Exercise aim: Identify each line holding the string "this" and copy it.

Dataset content:

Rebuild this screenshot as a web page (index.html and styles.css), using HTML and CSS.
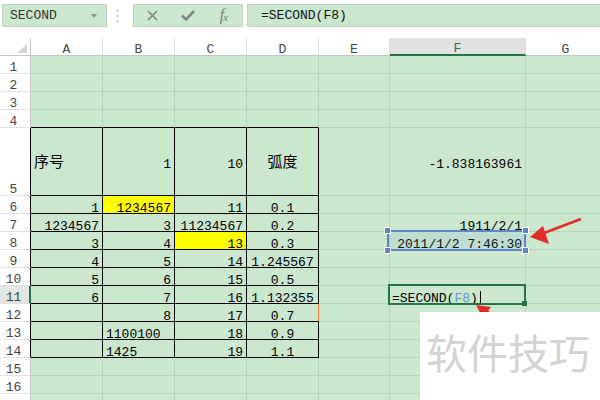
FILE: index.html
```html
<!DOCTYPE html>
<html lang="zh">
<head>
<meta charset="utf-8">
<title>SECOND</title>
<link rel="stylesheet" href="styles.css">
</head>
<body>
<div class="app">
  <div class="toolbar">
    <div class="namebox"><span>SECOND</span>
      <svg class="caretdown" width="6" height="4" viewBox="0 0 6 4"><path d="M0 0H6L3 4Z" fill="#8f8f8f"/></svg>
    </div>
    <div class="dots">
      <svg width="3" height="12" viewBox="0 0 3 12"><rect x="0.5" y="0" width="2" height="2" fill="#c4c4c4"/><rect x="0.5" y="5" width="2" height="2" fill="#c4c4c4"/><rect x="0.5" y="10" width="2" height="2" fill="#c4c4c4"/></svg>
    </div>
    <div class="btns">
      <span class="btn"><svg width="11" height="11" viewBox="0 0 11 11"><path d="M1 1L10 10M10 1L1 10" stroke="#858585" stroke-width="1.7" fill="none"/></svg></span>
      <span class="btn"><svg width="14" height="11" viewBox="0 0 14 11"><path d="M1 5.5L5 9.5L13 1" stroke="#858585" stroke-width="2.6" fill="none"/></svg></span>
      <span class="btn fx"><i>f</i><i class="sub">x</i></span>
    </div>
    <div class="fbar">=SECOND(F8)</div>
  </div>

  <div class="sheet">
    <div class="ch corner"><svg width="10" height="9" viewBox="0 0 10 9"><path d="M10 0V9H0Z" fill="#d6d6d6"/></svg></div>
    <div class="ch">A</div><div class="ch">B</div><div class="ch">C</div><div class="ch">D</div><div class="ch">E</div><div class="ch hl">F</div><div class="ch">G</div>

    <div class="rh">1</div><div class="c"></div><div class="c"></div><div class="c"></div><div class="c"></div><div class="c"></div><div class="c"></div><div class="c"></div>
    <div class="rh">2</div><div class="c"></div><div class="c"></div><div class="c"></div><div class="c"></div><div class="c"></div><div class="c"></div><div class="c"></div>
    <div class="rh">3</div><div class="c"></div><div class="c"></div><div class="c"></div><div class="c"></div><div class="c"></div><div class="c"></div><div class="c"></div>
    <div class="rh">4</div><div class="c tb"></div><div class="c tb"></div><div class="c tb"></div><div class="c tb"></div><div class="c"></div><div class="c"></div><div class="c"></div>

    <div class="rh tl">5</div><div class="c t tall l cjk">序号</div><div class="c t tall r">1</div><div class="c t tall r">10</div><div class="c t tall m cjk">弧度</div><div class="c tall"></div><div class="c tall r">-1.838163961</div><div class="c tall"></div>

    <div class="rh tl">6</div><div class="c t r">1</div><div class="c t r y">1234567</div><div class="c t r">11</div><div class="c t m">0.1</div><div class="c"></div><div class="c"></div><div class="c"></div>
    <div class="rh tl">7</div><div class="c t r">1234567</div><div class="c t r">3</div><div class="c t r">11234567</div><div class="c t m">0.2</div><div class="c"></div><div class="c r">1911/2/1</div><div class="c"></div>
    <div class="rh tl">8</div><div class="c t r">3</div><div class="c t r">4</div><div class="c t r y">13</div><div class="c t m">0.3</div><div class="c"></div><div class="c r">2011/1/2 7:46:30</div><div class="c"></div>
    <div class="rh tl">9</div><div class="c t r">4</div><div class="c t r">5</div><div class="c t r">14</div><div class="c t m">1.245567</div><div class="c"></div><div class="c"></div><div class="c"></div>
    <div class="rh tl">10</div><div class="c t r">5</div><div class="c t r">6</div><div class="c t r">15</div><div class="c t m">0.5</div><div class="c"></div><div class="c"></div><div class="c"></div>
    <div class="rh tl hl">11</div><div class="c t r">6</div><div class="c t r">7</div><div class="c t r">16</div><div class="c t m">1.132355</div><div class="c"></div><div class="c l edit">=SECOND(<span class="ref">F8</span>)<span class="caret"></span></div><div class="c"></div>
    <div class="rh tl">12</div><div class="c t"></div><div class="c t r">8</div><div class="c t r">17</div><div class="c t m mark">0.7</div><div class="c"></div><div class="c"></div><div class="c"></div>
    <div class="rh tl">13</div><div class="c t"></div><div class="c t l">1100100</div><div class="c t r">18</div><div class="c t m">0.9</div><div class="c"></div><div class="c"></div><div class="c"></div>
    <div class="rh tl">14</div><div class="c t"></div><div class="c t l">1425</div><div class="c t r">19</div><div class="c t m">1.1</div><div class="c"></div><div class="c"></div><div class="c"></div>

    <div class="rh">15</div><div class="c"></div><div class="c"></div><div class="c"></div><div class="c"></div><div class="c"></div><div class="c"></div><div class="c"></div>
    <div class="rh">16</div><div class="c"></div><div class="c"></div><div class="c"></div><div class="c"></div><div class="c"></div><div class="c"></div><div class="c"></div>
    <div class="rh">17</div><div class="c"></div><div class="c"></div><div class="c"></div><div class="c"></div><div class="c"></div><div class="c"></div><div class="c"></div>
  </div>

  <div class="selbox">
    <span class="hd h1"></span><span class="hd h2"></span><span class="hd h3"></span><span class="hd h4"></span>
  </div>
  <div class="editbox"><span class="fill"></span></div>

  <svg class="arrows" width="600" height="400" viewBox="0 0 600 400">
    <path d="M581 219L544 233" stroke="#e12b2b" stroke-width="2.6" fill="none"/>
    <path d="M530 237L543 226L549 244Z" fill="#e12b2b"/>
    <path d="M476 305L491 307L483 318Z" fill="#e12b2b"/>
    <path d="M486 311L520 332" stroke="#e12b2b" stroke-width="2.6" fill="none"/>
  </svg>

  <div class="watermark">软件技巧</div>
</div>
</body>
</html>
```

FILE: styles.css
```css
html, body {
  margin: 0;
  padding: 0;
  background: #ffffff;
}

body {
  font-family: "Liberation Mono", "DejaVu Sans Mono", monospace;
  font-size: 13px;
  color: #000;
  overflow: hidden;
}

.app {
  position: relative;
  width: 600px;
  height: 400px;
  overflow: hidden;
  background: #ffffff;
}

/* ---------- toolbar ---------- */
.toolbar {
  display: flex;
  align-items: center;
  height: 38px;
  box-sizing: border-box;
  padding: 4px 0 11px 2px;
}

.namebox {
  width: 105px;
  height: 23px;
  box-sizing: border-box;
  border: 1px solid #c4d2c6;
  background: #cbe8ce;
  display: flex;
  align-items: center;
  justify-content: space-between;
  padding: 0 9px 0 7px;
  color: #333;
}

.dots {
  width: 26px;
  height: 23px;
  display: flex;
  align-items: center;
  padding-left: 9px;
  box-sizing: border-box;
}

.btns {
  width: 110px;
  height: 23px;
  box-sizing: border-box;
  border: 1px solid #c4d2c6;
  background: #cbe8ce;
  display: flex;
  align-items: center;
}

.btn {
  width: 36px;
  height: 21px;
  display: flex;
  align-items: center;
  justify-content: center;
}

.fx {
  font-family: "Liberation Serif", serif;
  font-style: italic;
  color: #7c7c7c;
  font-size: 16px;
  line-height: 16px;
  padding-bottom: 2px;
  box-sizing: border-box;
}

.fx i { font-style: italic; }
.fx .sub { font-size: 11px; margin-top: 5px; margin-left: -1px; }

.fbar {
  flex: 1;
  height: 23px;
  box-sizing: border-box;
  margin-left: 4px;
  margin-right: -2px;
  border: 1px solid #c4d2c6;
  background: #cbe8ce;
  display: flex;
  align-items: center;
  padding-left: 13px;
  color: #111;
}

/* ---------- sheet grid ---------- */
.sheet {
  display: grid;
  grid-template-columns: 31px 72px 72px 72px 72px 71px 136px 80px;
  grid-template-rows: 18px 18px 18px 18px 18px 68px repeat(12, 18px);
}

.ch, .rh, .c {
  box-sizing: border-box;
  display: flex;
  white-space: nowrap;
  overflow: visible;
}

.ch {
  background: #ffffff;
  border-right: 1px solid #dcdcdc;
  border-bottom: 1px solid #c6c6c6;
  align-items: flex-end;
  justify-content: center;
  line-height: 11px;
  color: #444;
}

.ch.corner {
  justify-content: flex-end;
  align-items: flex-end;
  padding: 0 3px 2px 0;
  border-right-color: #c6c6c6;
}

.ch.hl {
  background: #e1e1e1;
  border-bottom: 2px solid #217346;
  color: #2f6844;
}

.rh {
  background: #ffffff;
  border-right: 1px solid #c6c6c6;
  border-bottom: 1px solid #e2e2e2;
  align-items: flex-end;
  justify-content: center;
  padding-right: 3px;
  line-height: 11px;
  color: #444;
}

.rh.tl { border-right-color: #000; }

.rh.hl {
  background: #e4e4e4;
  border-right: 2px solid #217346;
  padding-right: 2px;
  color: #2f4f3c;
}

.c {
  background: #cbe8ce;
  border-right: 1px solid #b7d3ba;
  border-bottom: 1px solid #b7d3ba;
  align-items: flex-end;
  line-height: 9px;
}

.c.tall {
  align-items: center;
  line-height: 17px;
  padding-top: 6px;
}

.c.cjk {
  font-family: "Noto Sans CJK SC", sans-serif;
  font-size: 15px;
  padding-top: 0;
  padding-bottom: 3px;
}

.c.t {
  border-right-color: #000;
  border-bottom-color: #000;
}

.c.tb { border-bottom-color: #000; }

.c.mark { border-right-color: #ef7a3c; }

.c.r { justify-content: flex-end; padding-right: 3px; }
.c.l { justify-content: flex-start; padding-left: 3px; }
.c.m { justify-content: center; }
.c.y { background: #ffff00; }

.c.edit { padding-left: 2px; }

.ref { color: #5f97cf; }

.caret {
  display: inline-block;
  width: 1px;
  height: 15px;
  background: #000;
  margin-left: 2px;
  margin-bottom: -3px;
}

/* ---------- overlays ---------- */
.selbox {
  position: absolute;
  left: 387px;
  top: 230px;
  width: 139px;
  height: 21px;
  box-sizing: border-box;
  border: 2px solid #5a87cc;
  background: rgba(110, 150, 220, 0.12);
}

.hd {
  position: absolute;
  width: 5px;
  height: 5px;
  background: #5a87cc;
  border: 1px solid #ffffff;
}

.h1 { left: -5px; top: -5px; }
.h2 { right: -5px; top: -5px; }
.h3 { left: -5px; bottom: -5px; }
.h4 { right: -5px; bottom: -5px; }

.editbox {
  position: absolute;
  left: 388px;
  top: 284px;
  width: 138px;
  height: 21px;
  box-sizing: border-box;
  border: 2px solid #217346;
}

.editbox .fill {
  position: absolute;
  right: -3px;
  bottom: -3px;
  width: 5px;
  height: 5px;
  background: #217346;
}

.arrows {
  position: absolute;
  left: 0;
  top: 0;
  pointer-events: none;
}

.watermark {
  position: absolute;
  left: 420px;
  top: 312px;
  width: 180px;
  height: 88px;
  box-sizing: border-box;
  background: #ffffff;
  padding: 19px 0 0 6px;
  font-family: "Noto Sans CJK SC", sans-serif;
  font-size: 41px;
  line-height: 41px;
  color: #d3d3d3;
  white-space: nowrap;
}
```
==
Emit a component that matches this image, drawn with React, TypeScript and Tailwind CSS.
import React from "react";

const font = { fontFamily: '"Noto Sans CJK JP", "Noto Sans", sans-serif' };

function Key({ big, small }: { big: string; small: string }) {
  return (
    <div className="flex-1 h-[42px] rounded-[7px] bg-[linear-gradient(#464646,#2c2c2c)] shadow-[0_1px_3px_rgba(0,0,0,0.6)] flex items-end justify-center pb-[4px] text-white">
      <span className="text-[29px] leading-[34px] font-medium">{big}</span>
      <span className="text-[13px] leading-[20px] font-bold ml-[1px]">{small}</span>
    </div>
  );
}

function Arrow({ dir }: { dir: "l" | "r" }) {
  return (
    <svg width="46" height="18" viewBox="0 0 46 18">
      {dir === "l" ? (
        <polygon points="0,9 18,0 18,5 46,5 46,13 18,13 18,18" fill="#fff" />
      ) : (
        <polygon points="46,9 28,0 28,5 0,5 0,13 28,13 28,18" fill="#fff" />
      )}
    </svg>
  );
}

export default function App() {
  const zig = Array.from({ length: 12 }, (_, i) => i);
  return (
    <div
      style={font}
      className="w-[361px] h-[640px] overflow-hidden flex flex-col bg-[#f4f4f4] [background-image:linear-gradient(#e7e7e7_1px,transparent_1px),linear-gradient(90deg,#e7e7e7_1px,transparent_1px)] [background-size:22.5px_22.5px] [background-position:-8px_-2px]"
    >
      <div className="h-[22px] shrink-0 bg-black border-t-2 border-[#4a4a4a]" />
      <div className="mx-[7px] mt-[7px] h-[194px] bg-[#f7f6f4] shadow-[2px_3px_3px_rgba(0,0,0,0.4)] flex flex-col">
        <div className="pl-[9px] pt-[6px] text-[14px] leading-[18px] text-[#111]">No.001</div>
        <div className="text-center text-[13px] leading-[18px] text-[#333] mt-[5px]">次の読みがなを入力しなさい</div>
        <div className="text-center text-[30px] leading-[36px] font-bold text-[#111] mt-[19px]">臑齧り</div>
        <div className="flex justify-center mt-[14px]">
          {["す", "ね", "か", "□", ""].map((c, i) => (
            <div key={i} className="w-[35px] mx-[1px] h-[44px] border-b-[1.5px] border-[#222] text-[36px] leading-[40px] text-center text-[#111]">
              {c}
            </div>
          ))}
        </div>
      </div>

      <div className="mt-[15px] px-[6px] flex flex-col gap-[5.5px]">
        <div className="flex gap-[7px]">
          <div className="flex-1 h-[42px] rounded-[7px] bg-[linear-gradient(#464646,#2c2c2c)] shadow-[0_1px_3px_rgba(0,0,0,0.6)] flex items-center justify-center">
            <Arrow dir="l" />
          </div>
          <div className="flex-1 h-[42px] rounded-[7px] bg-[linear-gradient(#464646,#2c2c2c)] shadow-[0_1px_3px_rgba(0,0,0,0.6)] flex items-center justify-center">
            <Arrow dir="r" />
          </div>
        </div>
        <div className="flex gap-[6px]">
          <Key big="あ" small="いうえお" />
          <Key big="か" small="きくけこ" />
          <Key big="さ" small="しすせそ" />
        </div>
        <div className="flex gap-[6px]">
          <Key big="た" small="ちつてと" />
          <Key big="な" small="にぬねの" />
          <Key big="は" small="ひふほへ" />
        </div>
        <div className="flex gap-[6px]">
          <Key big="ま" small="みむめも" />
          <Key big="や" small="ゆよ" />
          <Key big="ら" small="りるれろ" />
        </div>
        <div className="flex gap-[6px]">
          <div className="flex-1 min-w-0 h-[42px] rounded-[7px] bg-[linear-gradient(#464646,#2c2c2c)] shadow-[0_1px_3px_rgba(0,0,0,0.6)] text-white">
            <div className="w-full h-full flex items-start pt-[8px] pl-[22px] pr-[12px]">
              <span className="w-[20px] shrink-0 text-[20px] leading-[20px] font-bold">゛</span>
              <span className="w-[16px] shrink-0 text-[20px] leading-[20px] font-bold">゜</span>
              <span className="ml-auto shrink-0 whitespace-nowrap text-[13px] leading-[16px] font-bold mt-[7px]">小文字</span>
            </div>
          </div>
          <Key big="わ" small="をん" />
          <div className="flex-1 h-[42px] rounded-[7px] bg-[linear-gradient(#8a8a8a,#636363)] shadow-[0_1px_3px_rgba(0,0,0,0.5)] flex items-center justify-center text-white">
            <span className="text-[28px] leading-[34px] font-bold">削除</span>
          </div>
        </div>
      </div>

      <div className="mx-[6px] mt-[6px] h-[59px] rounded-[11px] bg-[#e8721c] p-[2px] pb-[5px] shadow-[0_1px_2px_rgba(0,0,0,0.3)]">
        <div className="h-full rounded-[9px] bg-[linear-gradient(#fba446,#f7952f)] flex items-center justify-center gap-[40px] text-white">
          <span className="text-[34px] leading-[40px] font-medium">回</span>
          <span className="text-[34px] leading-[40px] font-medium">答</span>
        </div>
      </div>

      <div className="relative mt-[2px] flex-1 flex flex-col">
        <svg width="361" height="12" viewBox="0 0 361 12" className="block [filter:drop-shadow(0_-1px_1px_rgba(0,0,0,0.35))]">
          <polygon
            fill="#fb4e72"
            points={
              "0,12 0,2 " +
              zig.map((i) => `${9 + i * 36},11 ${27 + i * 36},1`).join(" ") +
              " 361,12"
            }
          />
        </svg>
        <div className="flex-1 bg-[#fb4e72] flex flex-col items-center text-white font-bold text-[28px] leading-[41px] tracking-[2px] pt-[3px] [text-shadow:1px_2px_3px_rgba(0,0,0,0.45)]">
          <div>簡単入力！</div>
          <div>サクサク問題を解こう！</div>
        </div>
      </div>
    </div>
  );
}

Solution to the problem:
Rebuild this screenshot as a web page (index.html and styles.css), using HTML and CSS.
Emit a component that matches this image, drawn with React, TypeScript and Tailwind CSS.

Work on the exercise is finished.